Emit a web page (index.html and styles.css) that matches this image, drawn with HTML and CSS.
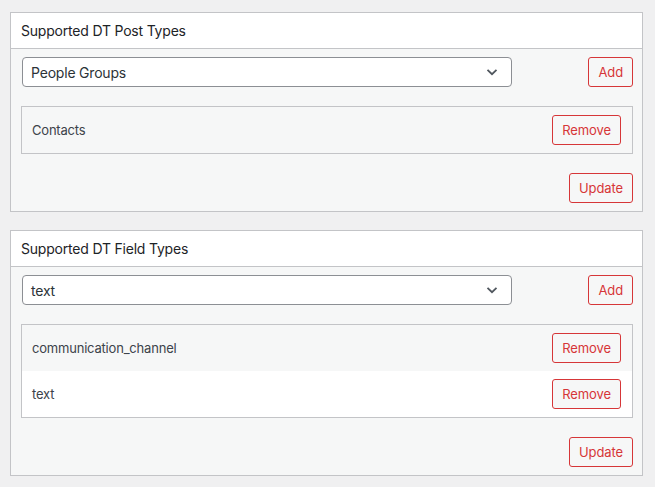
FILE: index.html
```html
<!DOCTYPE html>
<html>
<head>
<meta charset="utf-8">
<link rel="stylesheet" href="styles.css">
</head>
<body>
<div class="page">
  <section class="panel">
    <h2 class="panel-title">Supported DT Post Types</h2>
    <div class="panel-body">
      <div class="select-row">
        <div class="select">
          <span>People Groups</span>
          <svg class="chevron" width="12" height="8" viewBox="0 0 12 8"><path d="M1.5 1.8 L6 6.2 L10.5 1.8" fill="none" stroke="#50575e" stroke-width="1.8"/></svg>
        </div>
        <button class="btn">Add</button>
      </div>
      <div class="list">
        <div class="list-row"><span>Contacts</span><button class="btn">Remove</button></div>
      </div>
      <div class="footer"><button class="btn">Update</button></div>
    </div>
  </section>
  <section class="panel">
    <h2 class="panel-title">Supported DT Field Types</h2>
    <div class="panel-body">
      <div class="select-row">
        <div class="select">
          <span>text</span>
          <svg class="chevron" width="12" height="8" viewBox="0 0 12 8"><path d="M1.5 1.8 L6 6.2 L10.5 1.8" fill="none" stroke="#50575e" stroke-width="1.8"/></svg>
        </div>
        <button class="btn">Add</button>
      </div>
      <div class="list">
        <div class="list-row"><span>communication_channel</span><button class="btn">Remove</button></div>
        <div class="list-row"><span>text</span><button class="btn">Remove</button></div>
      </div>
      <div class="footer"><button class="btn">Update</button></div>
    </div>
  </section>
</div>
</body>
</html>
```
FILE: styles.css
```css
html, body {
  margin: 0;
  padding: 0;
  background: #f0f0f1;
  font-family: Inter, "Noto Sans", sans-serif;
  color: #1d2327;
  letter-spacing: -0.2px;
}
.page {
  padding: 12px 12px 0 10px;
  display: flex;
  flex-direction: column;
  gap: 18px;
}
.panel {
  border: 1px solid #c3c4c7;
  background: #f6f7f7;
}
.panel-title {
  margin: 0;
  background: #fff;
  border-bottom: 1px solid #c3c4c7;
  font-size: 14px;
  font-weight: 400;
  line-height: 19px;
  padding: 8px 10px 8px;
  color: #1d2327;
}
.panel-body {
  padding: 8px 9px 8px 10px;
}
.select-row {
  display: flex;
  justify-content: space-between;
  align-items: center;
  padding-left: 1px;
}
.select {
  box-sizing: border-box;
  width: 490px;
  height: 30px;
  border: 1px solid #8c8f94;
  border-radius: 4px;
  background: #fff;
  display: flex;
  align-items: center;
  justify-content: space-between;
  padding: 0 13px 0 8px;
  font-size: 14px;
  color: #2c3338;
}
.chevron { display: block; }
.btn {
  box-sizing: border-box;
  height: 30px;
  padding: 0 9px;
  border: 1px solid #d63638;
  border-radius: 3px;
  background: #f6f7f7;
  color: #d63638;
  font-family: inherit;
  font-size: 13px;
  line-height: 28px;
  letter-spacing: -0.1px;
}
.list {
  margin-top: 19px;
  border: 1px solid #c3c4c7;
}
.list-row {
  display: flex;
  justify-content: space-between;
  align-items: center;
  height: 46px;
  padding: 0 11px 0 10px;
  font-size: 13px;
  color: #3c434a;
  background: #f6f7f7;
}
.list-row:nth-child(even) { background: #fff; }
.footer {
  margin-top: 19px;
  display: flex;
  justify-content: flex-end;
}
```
**********
Problem ▸ Return the material word for word. Pictures are not part of the copy.

Result below ▸
Emit a web page (index.html and styles.css) that matches this image, drawn with HTML and CSS.
FILE: index.html
```html
<!DOCTYPE html>
<html>
<head>
<meta charset="utf-8">
<link rel="stylesheet" href="styles.css">
</head>
<body>
<div class="page">
  <section class="panel">
    <h2 class="panel-title">Supported DT Post Types</h2>
    <div class="panel-body">
      <div class="select-row">
        <div class="select">
          <span>People Groups</span>
          <svg class="chevron" width="12" height="8" viewBox="0 0 12 8"><path d="M1.5 1.8 L6 6.2 L10.5 1.8" fill="none" stroke="#50575e" stroke-width="1.8"/></svg>
        </div>
        <button class="btn">Add</button>
      </div>
      <div class="list">
        <div class="list-row"><span>Contacts</span><button class="btn">Remove</button></div>
      </div>
      <div class="footer"><button class="btn">Update</button></div>
    </div>
  </section>
  <section class="panel">
    <h2 class="panel-title">Supported DT Field Types</h2>
    <div class="panel-body">
      <div class="select-row">
        <div class="select">
          <span>text</span>
          <svg class="chevron" width="12" height="8" viewBox="0 0 12 8"><path d="M1.5 1.8 L6 6.2 L10.5 1.8" fill="none" stroke="#50575e" stroke-width="1.8"/></svg>
        </div>
        <button class="btn">Add</button>
      </div>
      <div class="list">
        <div class="list-row"><span>communication_channel</span><button class="btn">Remove</button></div>
        <div class="list-row"><span>text</span><button class="btn">Remove</button></div>
      </div>
      <div class="footer"><button class="btn">Update</button></div>
    </div>
  </section>
</div>
</body>
</html>
```
FILE: styles.css
```css
html, body {
  margin: 0;
  padding: 0;
  background: #f0f0f1;
  font-family: Inter, "Noto Sans", sans-serif;
  color: #1d2327;
  letter-spacing: -0.2px;
}
.page {
  padding: 12px 12px 0 10px;
  display: flex;
  flex-direction: column;
  gap: 18px;
}
.panel {
  border: 1px solid #c3c4c7;
  background: #f6f7f7;
}
.panel-title {
  margin: 0;
  background: #fff;
  border-bottom: 1px solid #c3c4c7;
  font-size: 14px;
  font-weight: 400;
  line-height: 19px;
  padding: 8px 10px 8px;
  color: #1d2327;
}
.panel-body {
  padding: 8px 9px 8px 10px;
}
.select-row {
  display: flex;
  justify-content: space-between;
  align-items: center;
  padding-left: 1px;
}
.select {
  box-sizing: border-box;
  width: 490px;
  height: 30px;
  border: 1px solid #8c8f94;
  border-radius: 4px;
  background: #fff;
  display: flex;
  align-items: center;
  justify-content: space-between;
  padding: 0 13px 0 8px;
  font-size: 14px;
  color: #2c3338;
}
.chevron { display: block; }
.btn {
  box-sizing: border-box;
  height: 30px;
  padding: 0 9px;
  border: 1px solid #d63638;
  border-radius: 3px;
  background: #f6f7f7;
  color: #d63638;
  font-family: inherit;
  font-size: 13px;
  line-height: 28px;
  letter-spacing: -0.1px;
}
.list {
  margin-top: 19px;
  border: 1px solid #c3c4c7;
}
.list-row {
  display: flex;
  justify-content: space-between;
  align-items: center;
  height: 46px;
  padding: 0 11px 0 10px;
  font-size: 13px;
  color: #3c434a;
  background: #f6f7f7;
}
.list-row:nth-child(even) { background: #fff; }
.footer {
  margin-top: 19px;
  display: flex;
  justify-content: flex-end;
}
```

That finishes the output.